A word about the editing. There are a few different versions of the film, but fortunately you’re unlikely to come across studio head Sid Sheinberg’s “Love Conquers All” re-edit unless you specifically watch it as part of the Criterion boxed set of the film. The American, original international, and final Director’s cuts of the film all retain Gilliam’s basic vision, but have a number of minor differences and subtle tonal shifts. The Director’s Cut takes the best of both worlds for the most part, though I mourn the loss of a truly hilarious line at the end of the scene where Sam first visits his mother.

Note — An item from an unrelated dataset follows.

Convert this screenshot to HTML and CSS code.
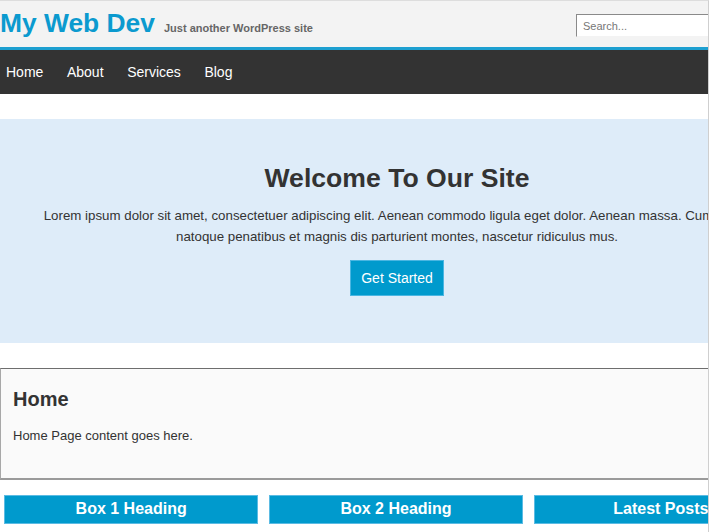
FILE: index.html
```html
<!DOCTYPE html>
<html lang="en">
<head>
<meta charset="utf-8">
<title>My Web Dev</title>
<link rel="stylesheet" href="styles.css">
</head>
<body>
<div class="frame"></div>
<div class="page">
  <header class="site-header">
    <div class="branding">
      <h1 class="site-title">My Web Dev</h1>
      <span class="tagline">Just another WordPress site</span>
    </div>
    <input class="search" type="text" placeholder="Search...">
  </header>
  <nav class="main-nav">
    <a href="#">Home</a>
    <a href="#">About</a>
    <a href="#">Services</a>
    <a href="#">Blog</a>
  </nav>
  <section class="hero">
    <h2>Welcome To Our Site</h2>
    <p>Lorem ipsum dolor sit amet, consectetuer adipiscing elit. Aenean commodo ligula eget dolor. Aenean massa. Cum sociis natoque penatibus et magnis dis parturient montes, nascetur ridiculus mus.</p>
    <a class="btn" href="#">Get Started</a>
  </section>
  <main class="content">
    <h3>Home</h3>
    <p>Home Page content goes here.</p>
  </main>
  <div class="boxes">
    <div class="box">Box 1 Heading</div>
    <div class="box">Box 2 Heading</div>
    <div class="box">Latest Posts</div>
  </div>
</div>
</body>
</html>
```
FILE: styles.css
```css
html, body {
  margin: 0;
  padding: 0;
  overflow: hidden;
  background: #fff;
}
body {
  font-family: "Liberation Sans", Arial, sans-serif;
  color: #333;
}
.frame {
  position: fixed;
  inset: 0;
  border-top: 1px solid #dddddd;
  border-right: 1px solid #cfcfcf;
  pointer-events: none;
  z-index: 10;
}
.page {
  width: 794px;
}
.site-header {
  height: 46px;
  margin-top: 1px;
  background: #f3f3f3;
  border-bottom: 3px solid #1d9fd0;
  display: flex;
  align-items: center;
  justify-content: space-between;
}
.branding {
  display: flex;
  align-items: baseline;
  gap: 9px;
  margin-top: -2px;
}
.site-title {
  margin: 0;
  font-size: 26.4px;
  line-height: 30px;
  font-weight: bold;
  color: #0b9acf;
}
.tagline {
  font-size: 11px;
  font-weight: bold;
  color: #666;
}
.search {
  width: 200px;
  height: 23px;
  box-sizing: border-box;
  margin: 3px 18px 0 0;
  padding: 0 6px;
  font-family: "Liberation Sans", Arial, sans-serif;
  font-size: 11px;
  color: #333;
  background: #fff;
  border: 1px solid #f3f3f3;
  border-top-color: #8a8a8a;
  border-left-color: #8a8a8a;
  outline: none;
}
.search::placeholder {
  color: #777;
}
.main-nav {
  height: 44px;
  background: #333;
  display: flex;
  align-items: center;
  gap: 11.6px;
}
.main-nav a {
  color: #fff;
  text-decoration: none;
  font-size: 14px;
  padding: 0 6px;
}
.hero {
  margin-top: 25px;
  height: 224px;
  box-sizing: border-box;
  background: #deecf9;
  text-align: center;
  padding-top: 44px;
}
.hero h2 {
  margin: 0;
  font-size: 26.6px;
  line-height: 30px;
  font-weight: bold;
  color: #333;
}
.hero p {
  margin: 12px auto 13px;
  max-width: 720px;
  font-size: 13.3px;
  line-height: 21px;
  color: #333;
}
.btn {
  display: inline-block;
  background: #009acd;
  border: 1px solid #4ab6e2;
  color: #fff;
  text-decoration: none;
  font-size: 14px;
  line-height: 34px;
  padding: 0 10px;
}
.content {
  display: block;
  margin-top: 25px;
  height: 112px;
  box-sizing: border-box;
  background: #fafafa;
  border: 1px solid #a8a8a8;
  border-top-color: #6e6e6e;
  border-bottom: 2px solid #9a9a9a;
  padding: 18px 12px;
}
.content h3 {
  margin: 0;
  font-size: 20px;
  line-height: 24px;
  font-weight: bold;
  color: #333;
}
.content p {
  margin: 17px 0 0;
  font-size: 13px;
  line-height: 16px;
  color: #333;
}
.boxes {
  display: flex;
  gap: 10.5px;
  padding: 0 6px 0 4px;
  margin-top: 15px;
}
.box {
  flex: 1;
  background: #009acd;
  border: 1px solid #5bbbe3;
  color: #fff;
  font-weight: bold;
  font-size: 16px;
  line-height: 25px;
  padding-bottom: 2px;
  text-align: center;
}
```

We dream, ere we die; ultimately, Terry Gilliam’s work is about our need to fantasize, not because it actually fixes anything in this broken world of ours, not even because it might actually help us, but because we can’t help it. Despite the sadness of the film’s message, it’s a thrilling experience, a white-hot jet of rage at all the pointless and horrible things we encounter in our lives. It’s realized with remarkable craftsmanship, from the stunning visual design to a superb music score by the great Michael Kamen (an extract of which was the go-to movie trailer music for a few years). The cast sparkles, and the dialogue is laden with all sorts of clever word-twisting. Though not quite perfect in any of its incarnations, BRAZIL is a masterpiece and one of the greatest films of its time and genre. Now if we could only work out what specific genre it’s in.